To illustrate, let’s discuss a bit more on KPK. Let’s say these are the changes we want to happen:
- The Parliament will approve the budget for KPK’s new office
- Police will drop their effort to investigate the corruption case in the body and defer to KPK’s authority
- The Parliament will discard the plan for new legislation that will incapacitate KPK.
For Change #1 to happen, let’s say some highly influential law-makers should start voicing out their dissenting opinions. Then we get back to targeting exercise. I believe the same principle goes for Change #3, although the key persons will of course be different.

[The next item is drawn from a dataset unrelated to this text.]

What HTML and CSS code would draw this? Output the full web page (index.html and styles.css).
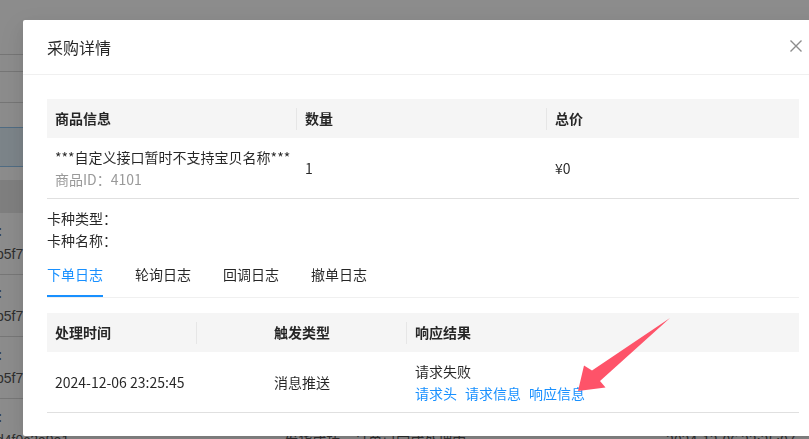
FILE: index.html
```html
<!DOCTYPE html>
<html lang="zh-CN">
<head>
  <meta charset="UTF-8">
  <meta name="viewport" content="width=device-width, initial-scale=1.0">
  <title>采购详情</title>
  <link rel="stylesheet" href="styles.css">
</head>
<body>

<!-- page behind the dialog -->
<div class="page">
  <div class="pg-head"></div>
  <div class="pg-bar"></div>
  <div class="pg-bar tall"></div>
  <div class="pg-gap"></div>
  <div class="pg-selected"></div>
  <div class="pg-gap small"></div>
  <div class="pg-thead"></div>
  <div class="pg-row"><span class="pg-key">订单编号:</span><span class="pg-val">b5f7e1c0a3</span></div>
  <div class="pg-row"><span class="pg-key">订单编号:</span><span class="pg-val">b5f7e1c0a3</span></div>
  <div class="pg-row"><span class="pg-key">订单编号:</span><span class="pg-val">b5f7e1c0a3</span></div>
  <div class="pg-row">
    <span class="pg-key">订单编号:</span>
    <div class="pg-line">
      <span class="pg-val">d4f0c2a9e1</span>
      <span class="pg-cell mid">发货成功，订单已完成处理中</span>
      <span class="pg-cell">2024-12-06 23:25:07</span>
    </div>
  </div>
</div>

<div class="mask"></div>

<div class="modal">
  <div class="modal-header">
    <div class="modal-title">采购详情</div>
    <span class="modal-close">
      <svg width="12" height="12" viewBox="0 0 12 12"><path d="M0.5 0.5 L11.5 11.5 M11.5 0.5 L0.5 11.5" stroke="#8c8c8c" stroke-width="1.4" fill="none"/></svg>
    </span>
  </div>
  <div class="modal-body">
    <table class="grid goods">
      <colgroup><col class="c250"><col class="c250"><col></colgroup>
      <thead>
        <tr><th>商品信息</th><th>数量</th><th>总价</th></tr>
      </thead>
      <tbody>
        <tr>
          <td>
            <div>***自定义接口暂时不支持宝贝名称***</div>
            <div class="muted">商品ID：4101</div>
          </td>
          <td>1</td>
          <td>¥0</td>
        </tr>
      </tbody>
    </table>

    <div class="card-info">
      <div>卡种类型：</div>
      <div>卡种名称：</div>
    </div>

    <div class="tabs">
      <span class="tab active">下单日志</span>
      <span class="tab">轮询日志</span>
      <span class="tab">回调日志</span>
      <span class="tab">撤单日志</span>
    </div>

    <table class="grid log">
      <colgroup><col class="c150"><col class="c210"><col></colgroup>
      <thead>
        <tr><th>处理时间</th><th class="center">触发类型</th><th>响应结果</th></tr>
      </thead>
      <tbody>
        <tr>
          <td>2024-12-06 23:25:45</td>
          <td class="center">消息推送</td>
          <td>
            <div>请求失败</div>
            <div class="links"><a href="#">请求头</a><a href="#">请求信息</a><a href="#">响应信息</a></div>
          </td>
        </tr>
      </tbody>
    </table>
  </div>
</div>

<!-- annotation arrow -->
<svg class="arrow" width="809" height="439" viewBox="0 0 809 439">
  <path d="M670 318 L600 381 L605.5 387.5 L578 391 L584 365.5 L592 370.5 Z" fill="#fe5369"/>
</svg>

</body>
</html>
```

FILE: styles.css
```css
body {
  margin: 0;
  height: 439px;
  overflow: hidden;
  font-family: "Noto Sans CJK SC", sans-serif;
  font-size: 14px;
  color: rgba(0, 0, 0, 0.85);
  background-color: #fff;
}

/* page underneath */
.page {
  width: 809px;
}
.pg-head {
  height: 54px;
  border-bottom: 1px solid #d6d6d6;
}
.pg-bar {
  height: 16px;
  border-bottom: 1px solid #d6d6d6;
}
.pg-bar.tall {
  height: 30px;
}
.pg-gap {
  height: 24px;
}
.pg-gap.small {
  height: 13px;
}
.pg-selected {
  height: 38px;
  background-color: #e2f0fa;
  border-top: 1px solid #91c5ee;
  border-bottom: 1px solid #91c5ee;
}
.pg-thead {
  height: 33px;
  background-color: #e8e8e8;
}
.pg-row {
  height: 56px;
  padding-top: 5px;
  border-bottom: 1px solid #d9d9d9;
  line-height: 24px;
  color: #555;
}
.pg-key {
  display: block;
  margin-left: -58px;
}
.pg-val {
  display: block;
  margin-left: -4px;
  font-family: "Liberation Sans", sans-serif;
}
.pg-line {
  display: flex;
}
.pg-cell {
  margin-left: 200px;
}
.pg-cell.mid {
  margin-left: 215px;
}

.mask {
  position: fixed;
  inset: 0;
  background-color: rgba(0, 0, 0, 0.45);
}

/* dialog */
.modal {
  position: fixed;
  top: 20px;
  left: 23px;
  width: 800px;
  height: 416px;
  background-color: #fff;
  border-radius: 2px;
  box-shadow: 0 3px 6px -4px rgba(0, 0, 0, 0.12), 0 6px 16px 0 rgba(0, 0, 0, 0.08), 0 9px 28px 8px rgba(0, 0, 0, 0.05);
}
.modal-header {
  display: flex;
  align-items: center;
  padding: 16px 21px 16px 24px;
  border-bottom: 1px solid #f0f0f0;
}
.modal-title {
  flex: 1;
  font-size: 16px;
  line-height: 22px;
}
.modal-close {
  display: flex;
  margin-top: -2px;
}
.modal-body {
  padding: 24px;
}

/* tables */
.grid {
  width: 100%;
  border-collapse: collapse;
  table-layout: fixed;
  line-height: 22px;
}
.c250 {
  width: 250px;
}
.c150 {
  width: 150px;
}
.c210 {
  width: 210px;
}
.grid th {
  padding: 8px 8px 9px;
  text-align: left;
  font-weight: 700;
  background: linear-gradient(#e6e6e6, #e6e6e6) right center / 1px 22px no-repeat, #f5f5f5;
}
.grid th:last-child {
  background: #f5f5f5;
}
.grid td {
  padding: 8px;
  border-bottom: 1px solid #e0e0e0;
  white-space: nowrap;
}
.grid .center {
  text-align: center;
}
.muted {
  color: #999;
}

.card-info {
  padding-top: 8px;
  line-height: 22px;
}

.tabs {
  display: flex;
  margin-bottom: 15px;
  border-bottom: 1px solid #f0f0f0;
  line-height: 22px;
}
.tab {
  padding: 12px 0;
  margin-right: 32px;
}
.tab.active {
  color: #1890ff;
  box-shadow: inset 0 -2px 0 #1890ff;
}

.links a {
  margin-right: 8px;
  color: #1890ff;
  text-decoration: none;
}

.arrow {
  position: fixed;
  top: 0;
  left: 0;
  pointer-events: none;
}
```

For Change #2 to happen, I guess the key lies in The President as he is the boss of both institutions (KPK and Polri). He should instruct Polri to play by KPK’s rules, as that’s the legal and right thing to do. Then we get back to targeting exercise, but to single communication target: Susilo Bambang Yudhoyono. We ask those questions I’ve listed above. We then analyse what stands in between his baseline and the desired state. Given accurate information about his psychology and his circle of influence, I believe it’s not impossible we can stop Polri defying KPK in this case.
Getting familiar with these fundamental mistakes really helps in planning communication for social cause, but it will not make executing the plan easier. There are so many other things we need to consider, considering that for social cause financial and human resource are often scarce.
Specifically for KPK and its activists-defenders, I recommend that they start with a better assumption: that people of Indonesia have limited energy and mental resource, so we can’t take for granted that they will always fight for KPK. I will also recommend them to select just one issue where it is essential for them to rally public support, and to plan more wisely on how to make use of that support to incite real changes.
Of course it will be hard to choose on one issue when the attacks are almost endless. But then again, strategy is the discipline of exclusion, not inclusion. Otherwise we are just making a long and unrealistic to-do list.